Übrigens ist es auch gar nicht so schwer, Gruppen zugänglicher zu machen. Es ist wie gesagt eine Frage des Willens und der Priorisierung. Ich habe mich z. B. aus dem Klimaaktivismus überwiegend zurückgezogen, obwohl die Klimakrise mich als Behinderte besonders hart trifft. Schon jetzt macht mir die Hitze sehr zu schaffen (sehr viel mehr als in der Zeit, als ich noch gesund war), und dass Behinderte in akuten Katastrophen eher betroffen sind, sollte spätestens nach der Flutkatastrophe im Ahrtal und dem Tod von zwölf behinderten Menschen in Sinzig allen klar sein.

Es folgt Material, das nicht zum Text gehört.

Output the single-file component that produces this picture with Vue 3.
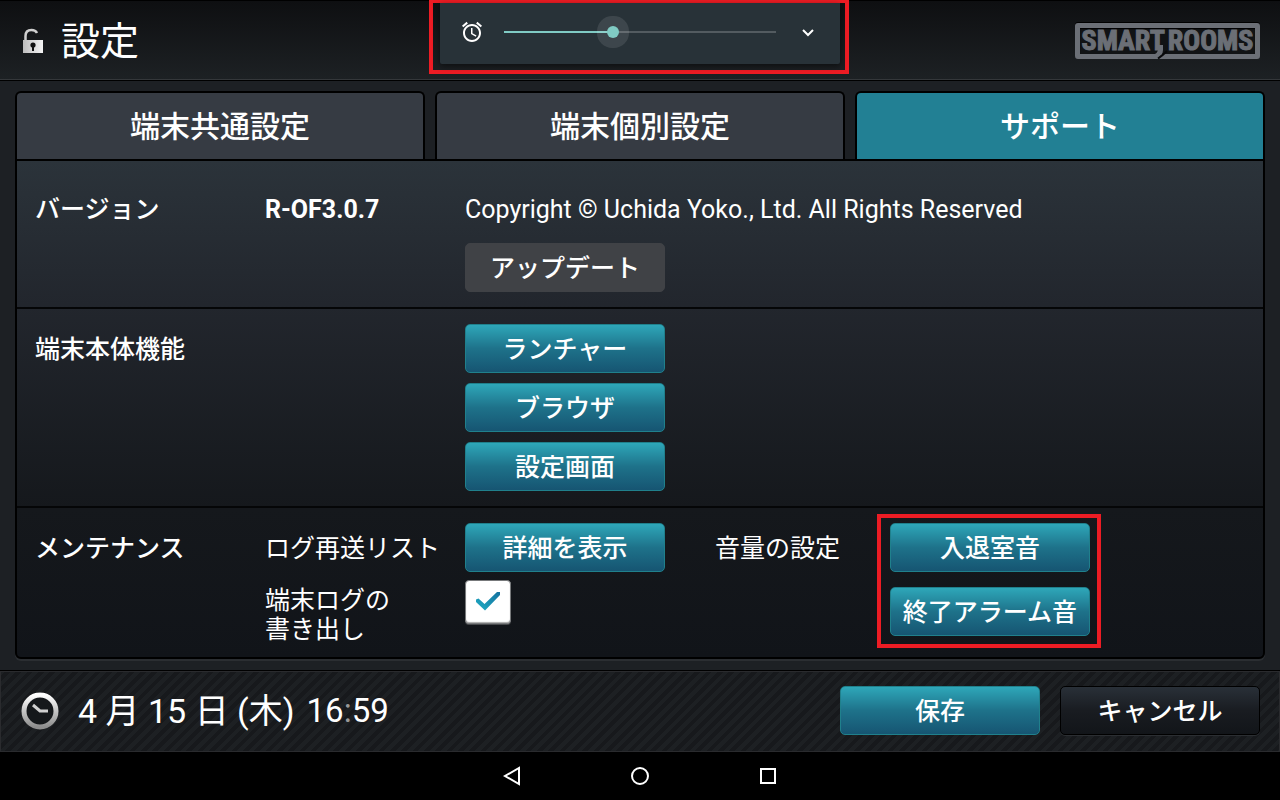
<template>
  <div class="app">
    <header class="header">
      <svg class="lock" width="24" height="28" viewBox="0 0 24 28" aria-hidden="true">
        <defs>
          <linearGradient id="lockFill" x1="0" y1="0" x2="1" y2="0">
            <stop offset="0" stop-color="#bdbdbd" />
            <stop offset="1" stop-color="#f4f4f4" />
          </linearGradient>
        </defs>
        <path d="M5.500 13V9C5.500 5 8 3 11.500 3C14 3 16 4 17 6" fill="none" stroke="#cfcfcf" stroke-width="2.500" />
        <rect x="3" y="13" width="20" height="13" fill="url(#lockFill)" />
        <circle cx="13" cy="18" r="2.600" fill="#111" />
        <rect x="12" y="18" width="2" height="6" fill="#111" />
      </svg>
      <h1>設定</h1>
      <div class="logo">
        <span>SMART</span><span>ROOMS</span>
        <svg class="tail" width="16" height="14" viewBox="0 0 16 14" aria-hidden="true">
          <path d="M6 0H11V5Q11 11 4 13H0V10Q6 9 6 4Z" fill="#6b6f76" />
          <path d="M15 6Q11 10 6 13.500" fill="none" stroke="#08090a" stroke-width="2" />
        </svg>
      </div>
    </header>

    <div class="volume">
      <svg width="24" height="24" viewBox="0 0 24 24" fill="#fff" aria-hidden="true">
        <path d="M22 5.720l-4.600-3.860-1.290 1.530 4.600 3.860L22 5.720zM7.880 3.390L6.600 1.860 2 5.710l1.290 1.530 4.590-3.850zM12.500 8H11v6l4.750 2.850.75-1.230-4-2.370V8zM12 4c-4.970 0-9 4.030-9 9s4.020 9 9 9c4.970 0 9-4.030 9-9s-4.030-9-9-9zm0 16c-3.870 0-7-3.130-7-7s3.130-7 7-7 7 3.130 7 7-3.130 7-7 7z" />
      </svg>
      <input type="range" min="0" max="1000" v-model="volume" aria-label="音量" :style="{ '--level': volume / 10 + '%' }">
      <button class="expand" aria-label="展開">
        <svg width="16" height="16" viewBox="0 0 16 16" aria-hidden="true">
          <path d="M3 6L8 11L13 6" fill="none" stroke="#fff" stroke-width="2" />
        </svg>
      </button>
    </div>

    <main class="main">
      <nav class="tabs">
        <button v-for="tab in tabs" :key="tab" class="tab" :class="{ active: tab === activeTab }" @click="activeTab = tab">{{ tab }}</button>
      </nav>

      <div class="panel">
        <section class="row version">
          <h2>バージョン</h2>
          <strong class="name">R-OF3.0.7</strong>
          <div class="stack">
            <p class="copyright">Copyright © Uchida Yoko., Ltd. All Rights Reserved</p>
            <button class="btn disabled">アップデート</button>
          </div>
        </section>

        <section class="row">
          <h2>端末本体機能</h2>
          <span class="name"></span>
          <div class="stack functions">
            <button v-for="item in functions" :key="item" class="btn">{{ item }}</button>
          </div>
        </section>

        <section class="row">
          <h2>メンテナンス</h2>
          <div class="logs">
            <div class="field">
              <span class="name">ログ再送リスト</span>
              <button class="btn">詳細を表示</button>
            </div>
            <div class="field export">
              <label class="name" for="exportLog">端末ログの<br>書き出し</label>
              <span class="check">
                <input id="exportLog" type="checkbox" v-model="exportLog">
                <svg v-if="exportLog" width="26" height="20" viewBox="0 0 26 20" aria-hidden="true">
                  <defs>
                    <linearGradient id="checkFill" x1="0" y1="1" x2="1" y2="0">
                      <stop offset="0" stop-color="#1fadc4" />
                      <stop offset="1" stop-color="#14719f" />
                    </linearGradient>
                  </defs>
                  <path d="M1 8.500L3.500 7.500L9.500 13L22 1L25 1V4L10 19.500L1 11Z" fill="url(#checkFill)" />
                </svg>
              </span>
            </div>
          </div>
          <span class="sound-label">音量の設定</span>
          <div class="stack sounds">
            <button v-for="item in sounds" :key="item" class="btn">{{ item }}</button>
          </div>
        </section>
      </div>
    </main>

    <footer class="footer">
      <svg width="40" height="40" viewBox="0 0 40 40" aria-hidden="true">
        <defs>
          <linearGradient id="clockRing" x1="0" y1="0" x2="0" y2="1">
            <stop offset="0" stop-color="#fff" />
            <stop offset="1" stop-color="#8d8d8d" />
          </linearGradient>
        </defs>
        <circle cx="20" cy="19" r="18" fill="#08090a" />
        <circle cx="20" cy="20" r="16" fill="#15181b" stroke="url(#clockRing)" stroke-width="5" />
        <path d="M13 14L20 20H28" fill="none" stroke="#d0d0d0" stroke-width="3" />
      </svg>
      <time class="date">4 月 15 日 (木)</time>
      <time class="clock">16<span>:</span>59</time>
      <div class="actions">
        <button class="btn">保存</button>
        <button class="btn dark">キャンセル</button>
      </div>
    </footer>

    <nav class="navbar">
      <button aria-label="戻る">
        <svg width="24" height="24" viewBox="0 0 24 24"><path d="M19 4V20L5 12Z" /></svg>
      </button>
      <button aria-label="ホーム">
        <svg width="24" height="24" viewBox="0 0 24 24"><circle cx="12" cy="12" r="8" /></svg>
      </button>
      <button aria-label="履歴">
        <svg width="24" height="24" viewBox="0 0 24 24"><rect x="5" y="5" width="14" height="14" /></svg>
      </button>
    </nav>
  </div>
</template>

<script setup>
import { ref } from 'vue'

const tabs = ['端末共通設定', '端末個別設定', 'サポート']
const activeTab = ref('サポート')

const functions = ['ランチャー', 'ブラウザ', '設定画面']
const sounds = ['入退室音', '終了アラーム音']

const volume = ref(396)
const exportLog = ref(true)
</script>

<style>
body {
  margin: 0;
  background: #000;
}
</style>

<style scoped>
.app {
  position: relative;
  display: flex;
  flex-direction: column;
  min-height: 100vh;
  background: #1d2024;
  color: #fff;
  font-family: Roboto, "Noto Sans CJK JP", sans-serif;
  font-size: 25px;
}

* {
  box-sizing: border-box;
}

button {
  padding: 0;
  border: 0;
  background: none;
  color: inherit;
  font: inherit;
  cursor: pointer;
}

svg {
  display: block;
  flex: none;
}

h1,
h2,
p {
  margin: 0;
}

.header {
  display: flex;
  align-items: center;
  height: 81px;
  padding: 0 20px;
  border-top: 1px solid #000;
  border-bottom: 1px solid #000;
  background: linear-gradient(#0e0f11, #1d2124);
  box-shadow: inset 0 -1px #34373a;
}

h1 {
  padding-top: 2px;
  margin-left: 17px;
  font-size: 39px;
  font-weight: 400;
  line-height: 58px;
}

.logo {
  position: relative;
  display: flex;
  justify-content: center;
  gap: 3px;
  width: 185px;
  height: 36px;
  margin-left: auto;
  border: 5px solid #6b6f76;
  border-radius: 3px;
  background: #111315;
  box-shadow: 0 -1px #000, inset 0 1px 1px #000;
  color: #6b6f76;
  font-family: "Liberation Sans Narrow", "Roboto Condensed", Roboto, sans-serif;
  font-size: 28px;
  font-weight: 700;
  line-height: 26px;
  -webkit-text-stroke: 1px #6b6f76;
}

.tail {
  position: absolute;
  left: 72px;
  bottom: -5px;
}

.volume {
  position: absolute;
  top: 0;
  left: 50%;
  display: flex;
  align-items: center;
  width: 420px;
  height: 74px;
  padding: 0 29px 10px 27px;
  margin-left: -211px;
  border: 4px solid #ed1c24;
  border-top-width: 3px;
}

.volume::before {
  content: "";
  position: absolute;
  inset: 0 5px 6px 7px;
  z-index: 0;
  border-radius: 0 0 2px 2px;
  background: #283238;
  box-shadow: 0 2px 6px rgba(0, 0, 0, 0.5);
}

.volume > * {
  position: relative;
}

.volume input {
  flex: 1;
  min-width: 0;
  height: 32px;
  margin: 0 24px 0 20px;
  appearance: none;
  background: linear-gradient(#80cbc4, #80cbc4) left / var(--level) 2px no-repeat,
    linear-gradient(#535b60, #535b60) center / 100% 2px no-repeat;
}

.volume input::-webkit-slider-thumb {
  width: 12px;
  height: 12px;
  appearance: none;
  border-radius: 50%;
  background: #80cbc4;
  box-shadow: 0 0 0 10px rgba(255, 255, 255, 0.1);
}

.main {
  flex: 1;
  padding: 10px 15px 11px;
}

.tabs {
  display: flex;
  gap: 10px;
}

.tab {
  flex: 1;
  height: 68px;
  padding-bottom: 4px;
  border: 2px solid #000;
  border-bottom: 0;
  border-radius: 6px 6px 0 0;
  background: #363b43;
  font-size: 30px;
  font-weight: 500;
}

.tab.active {
  background: #228094;
}

.panel {
  border: 2px solid #000;
  border-radius: 0 0 6px 6px;
  background: linear-gradient(#2b333a, #22262d 29%, #15181c 70%, #111419);
  box-shadow: 0 2px #2b2e32;
}

.row {
  display: flex;
  padding: 15px 18px;
  border-bottom: 2px solid #050607;
}

.row:last-child {
  padding-bottom: 13px;
  border-bottom: 0;
}

h2 {
  width: 230px;
  font-size: 25px;
  font-weight: 500;
  line-height: 51px;
}

.name {
  width: 200px;
  line-height: 51px;
}

.version h2,
.version .name,
.copyright {
  line-height: 67px;
}

.stack {
  display: flex;
  flex-direction: column;
  align-items: flex-start;
}

.functions {
  gap: 10px;
}

.btn {
  width: 200px;
  height: 49px;
  padding-bottom: 4px;
  border: 1px solid #20808c;
  border-radius: 5px;
  background: linear-gradient(#2ea7b9, #1e728a 50%, #165572);
  font-weight: 500;
}

.btn.disabled {
  border-color: #404246;
  background: #404246;
}

.btn.dark {
  border-color: #000;
  background: linear-gradient(#293038, #191c21 50%, #121519);
  box-shadow: 0 1px #2b2e32;
}

.logs {
  width: 450px;
}

.field {
  display: flex;
}

.export {
  padding-top: 6px;
}

.export .name {
  padding-top: 6px;
  line-height: 29px;
}

.check {
  position: relative;
  height: 44px;
}

.check input {
  display: block;
  width: 46px;
  height: 44px;
  margin: 0;
  appearance: none;
  border: 1px solid #77797b;
  border-radius: 4px;
  background: #fff;
  box-shadow: inset 0 -1px 1px #aaa, 0 1px #484a4d;
}

.check svg {
  position: absolute;
  top: 11px;
  left: 10px;
  pointer-events: none;
}

.sound-label {
  width: 175px;
  line-height: 51px;
}

.sounds {
  position: relative;
  align-self: flex-start;
  gap: 15px;
}

.sounds::after {
  content: "";
  position: absolute;
  inset: -9px -11px -12px -13px;
  border: 4px solid #ed1c24;
  pointer-events: none;
}

.footer {
  display: flex;
  align-items: center;
  height: 82px;
  padding: 0 20px 2px;
  border-top: 1px solid #000;
  background: repeating-linear-gradient(135deg, #1d2023 0 4px, #17191c 4px 8px);
  box-shadow: inset 0 0 0 1px #2a2b2e;
  font-size: 33px;
  line-height: 40px;
}

.date {
  margin-left: 18px;
  font-size: 34px;
}

.clock {
  margin-left: 12px;
}

.clock span {
  color: #999;
}

.actions {
  display: flex;
  gap: 20px;
  margin-left: auto;
  font-size: 25px;
  line-height: normal;
}

.navbar {
  display: flex;
  align-items: center;
  justify-content: center;
  gap: 104px;
  height: 48px;
  background: #000;
}

.navbar svg {
  fill: none;
  stroke: #fff;
  stroke-width: 2;
}
</style>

Sich zugänglich zu organisieren ist nicht so schwer

Ich organisiere mich jetzt unter anderem in einer Gruppe, die zum Thema Behinderung arbeitet und mehrheitlich aus Menschen mit sehr unterschiedlichen Behinderungen besteht. Und wir kriegen das hin. Wir machen auch Fehler, aber wir kriegen das hin. Und zwar ziemlich gut. Und wieso? Weil wir fast alle unschöne Erfahrungen damit gemacht haben, ausgeschlossen worden zu sein, und es uns deshalb wichtig ist, dass alle mitmachen können. Weil wir offen dafür sind, von den Bedürfnissen der anderen zu hören und darauf einzugehen. Wir kriegen das hin, obwohl wir mehrheitlich eingeschränkt sind. Ihr kriegt das auch hin, wenn ihr wollt.
Und by the way, ein guter Anfang, mehr Zugänglichkeit zu schaffen, ist es, die Behinderten, die noch oder schon in euren Gruppen sind, zu fragen, wie es ihnen so geht und wie der Zugang für sie besser werden könnte. Denn wie SchwarzRund sagt: In jeder Gruppe sind Behinderte; ihr seht sie nur nicht, weil viele Behinderungen unsichtbar bzw. nicht für jede*n erkennbar sind und Menschen aus verschiedenen Gründen nicht darüber reden. Also fangt damit an, Räume zu öffnen, um über Bedürfnisse zu reden.